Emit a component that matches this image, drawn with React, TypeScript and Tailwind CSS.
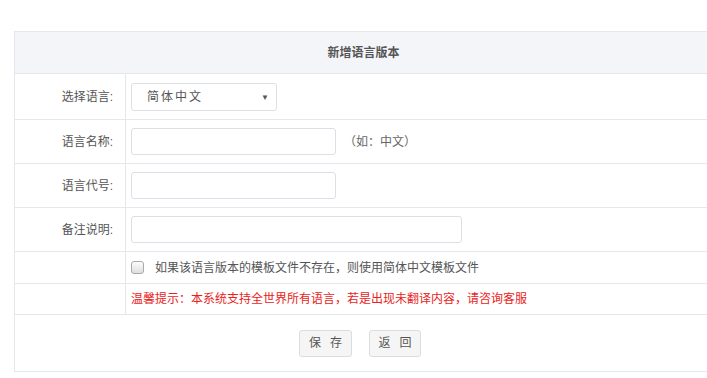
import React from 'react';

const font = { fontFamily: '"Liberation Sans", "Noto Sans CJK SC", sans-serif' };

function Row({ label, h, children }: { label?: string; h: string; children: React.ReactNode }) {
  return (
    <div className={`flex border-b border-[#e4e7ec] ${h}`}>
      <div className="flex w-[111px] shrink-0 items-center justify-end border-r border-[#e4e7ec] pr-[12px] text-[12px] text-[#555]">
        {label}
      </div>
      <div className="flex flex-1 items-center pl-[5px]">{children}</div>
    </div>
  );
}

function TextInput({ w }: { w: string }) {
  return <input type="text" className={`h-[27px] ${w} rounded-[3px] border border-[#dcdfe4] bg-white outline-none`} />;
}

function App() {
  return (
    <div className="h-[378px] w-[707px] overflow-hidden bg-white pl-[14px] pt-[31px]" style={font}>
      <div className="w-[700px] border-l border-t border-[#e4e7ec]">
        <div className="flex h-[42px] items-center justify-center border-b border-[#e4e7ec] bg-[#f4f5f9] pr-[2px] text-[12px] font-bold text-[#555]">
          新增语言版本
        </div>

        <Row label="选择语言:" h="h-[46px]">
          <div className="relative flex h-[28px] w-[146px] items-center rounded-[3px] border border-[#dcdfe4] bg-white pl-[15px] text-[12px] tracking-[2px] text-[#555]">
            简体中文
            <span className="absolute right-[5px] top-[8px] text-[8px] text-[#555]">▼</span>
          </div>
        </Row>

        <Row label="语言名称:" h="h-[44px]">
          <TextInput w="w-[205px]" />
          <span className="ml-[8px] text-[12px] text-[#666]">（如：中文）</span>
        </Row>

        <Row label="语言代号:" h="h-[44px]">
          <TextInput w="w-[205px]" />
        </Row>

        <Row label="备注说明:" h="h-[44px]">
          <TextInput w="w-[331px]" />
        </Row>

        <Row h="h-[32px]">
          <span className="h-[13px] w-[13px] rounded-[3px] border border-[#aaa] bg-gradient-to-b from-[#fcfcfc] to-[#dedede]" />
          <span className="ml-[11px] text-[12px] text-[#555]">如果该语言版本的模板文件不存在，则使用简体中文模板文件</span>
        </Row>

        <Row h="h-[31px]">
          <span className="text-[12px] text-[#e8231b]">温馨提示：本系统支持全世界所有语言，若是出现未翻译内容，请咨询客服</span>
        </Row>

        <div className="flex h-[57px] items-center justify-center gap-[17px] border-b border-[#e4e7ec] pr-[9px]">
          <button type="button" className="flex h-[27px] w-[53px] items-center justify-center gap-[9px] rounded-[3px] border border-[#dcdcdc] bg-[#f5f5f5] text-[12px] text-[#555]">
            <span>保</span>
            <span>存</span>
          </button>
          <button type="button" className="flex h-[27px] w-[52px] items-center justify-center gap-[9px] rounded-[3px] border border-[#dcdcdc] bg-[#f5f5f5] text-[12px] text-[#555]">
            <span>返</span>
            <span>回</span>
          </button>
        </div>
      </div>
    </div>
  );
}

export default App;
.....
## JOB
Repeat the listing in full and exactly. Leave any pictures out.

## WRITTEN REPLY
Emit a component that matches this image, drawn with React, TypeScript and Tailwind CSS.
import React from 'react';

const font = { fontFamily: '"Liberation Sans", "Noto Sans CJK SC", sans-serif' };

function Row({ label, h, children }: { label?: string; h: string; children: React.ReactNode }) {
  return (
    <div className={`flex border-b border-[#e4e7ec] ${h}`}>
      <div className="flex w-[111px] shrink-0 items-center justify-end border-r border-[#e4e7ec] pr-[12px] text-[12px] text-[#555]">
        {label}
      </div>
      <div className="flex flex-1 items-center pl-[5px]">{children}</div>
    </div>
  );
}

function TextInput({ w }: { w: string }) {
  return <input type="text" className={`h-[27px] ${w} rounded-[3px] border border-[#dcdfe4] bg-white outline-none`} />;
}

function App() {
  return (
    <div className="h-[378px] w-[707px] overflow-hidden bg-white pl-[14px] pt-[31px]" style={font}>
      <div className="w-[700px] border-l border-t border-[#e4e7ec]">
        <div className="flex h-[42px] items-center justify-center border-b border-[#e4e7ec] bg-[#f4f5f9] pr-[2px] text-[12px] font-bold text-[#555]">
          新增语言版本
        </div>

        <Row label="选择语言:" h="h-[46px]">
          <div className="relative flex h-[28px] w-[146px] items-center rounded-[3px] border border-[#dcdfe4] bg-white pl-[15px] text-[12px] tracking-[2px] text-[#555]">
            简体中文
            <span className="absolute right-[5px] top-[8px] text-[8px] text-[#555]">▼</span>
          </div>
        </Row>

        <Row label="语言名称:" h="h-[44px]">
          <TextInput w="w-[205px]" />
          <span className="ml-[8px] text-[12px] text-[#666]">（如：中文）</span>
        </Row>

        <Row label="语言代号:" h="h-[44px]">
          <TextInput w="w-[205px]" />
        </Row>

        <Row label="备注说明:" h="h-[44px]">
          <TextInput w="w-[331px]" />
        </Row>

        <Row h="h-[32px]">
          <span className="h-[13px] w-[13px] rounded-[3px] border border-[#aaa] bg-gradient-to-b from-[#fcfcfc] to-[#dedede]" />
          <span className="ml-[11px] text-[12px] text-[#555]">如果该语言版本的模板文件不存在，则使用简体中文模板文件</span>
        </Row>

        <Row h="h-[31px]">
          <span className="text-[12px] text-[#e8231b]">温馨提示：本系统支持全世界所有语言，若是出现未翻译内容，请咨询客服</span>
        </Row>

        <div className="flex h-[57px] items-center justify-center gap-[17px] border-b border-[#e4e7ec] pr-[9px]">
          <button type="button" className="flex h-[27px] w-[53px] items-center justify-center gap-[9px] rounded-[3px] border border-[#dcdcdc] bg-[#f5f5f5] text-[12px] text-[#555]">
            <span>保</span>
            <span>存</span>
          </button>
          <button type="button" className="flex h-[27px] w-[52px] items-center justify-center gap-[9px] rounded-[3px] border border-[#dcdcdc] bg-[#f5f5f5] text-[12px] text-[#555]">
            <span>返</span>
            <span>回</span>
          </button>
        </div>
      </div>
    </div>
  );
}

export default App;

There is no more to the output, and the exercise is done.